Fuck prison, these people need to all be executed, China style.

Funkdrunk
11-13-2008, 11:44 AM
Anyone know what the mechanics are behind this?

Are you asking about how credit default swaps work? There was a law change that changed the rules so that you don't need to own the investment in order to make a bet on it. Essentially people were making bets on how successful a bet would be. So in the example given, after Eisman made his bet, they took his bet and made a product of it, in the form of another bet. This continued until a web of leverage was created, held up by nothing.

60 Minutes did a great piece on credit default swaps a few weeks back. Here's the transcript

http://www.cbsnews.com/stories/2008/10/26/60minutes/main4546199.shtml

and here's the video

http://www.cbsnews.com/video/watch/?id=4546583n

Funk.

Huzurdaddi
11-13-2008, 01:30 PM
So in the example given, after Eisman made his bet, they took his bet and made a product of it, in the form of another bet.

This is exactly what I don't get. I don't see what the side bet iet. Eisman's bet, and I don't see how that inflated the leverage.

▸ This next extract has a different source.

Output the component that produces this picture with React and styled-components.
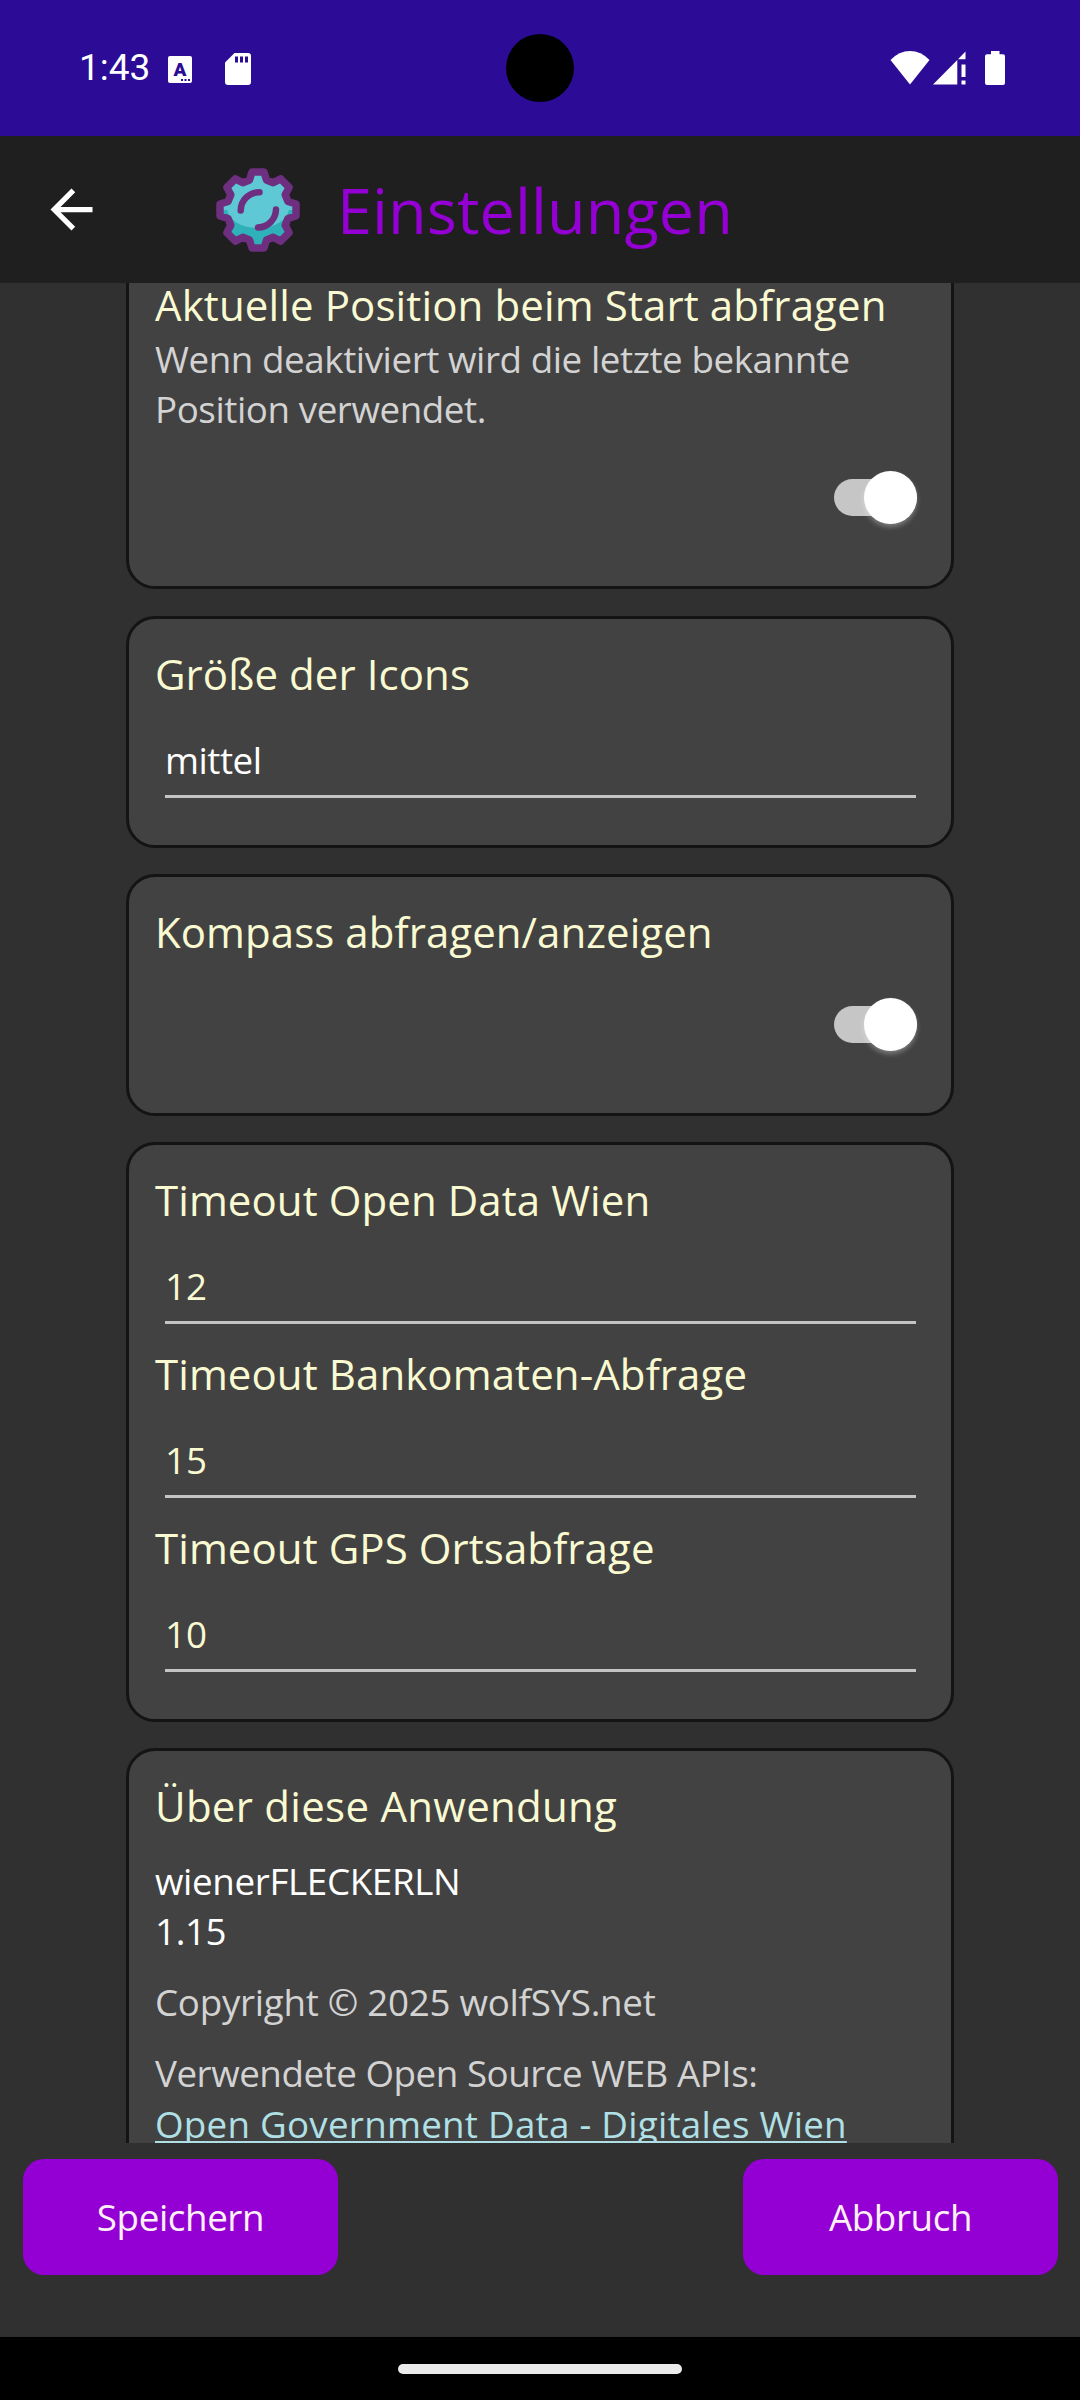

60 Minutes did a great piece on credit default swaps a few weeks back. Here's the trans
and here's the video

http://www.cbsnews.com/video/watch/?id=4546583n

Funk.

The transcript linked does not seem to explain what happens after someone buys a CDS.

Ah I just went to the wiki. I see how it is structured, a monthly premium is paid, which is then repackaged. However, this still does not explain the leverage as the spread would (genreally) be very low so the repackaged CDS would be of far lesser value than the underlying CDO.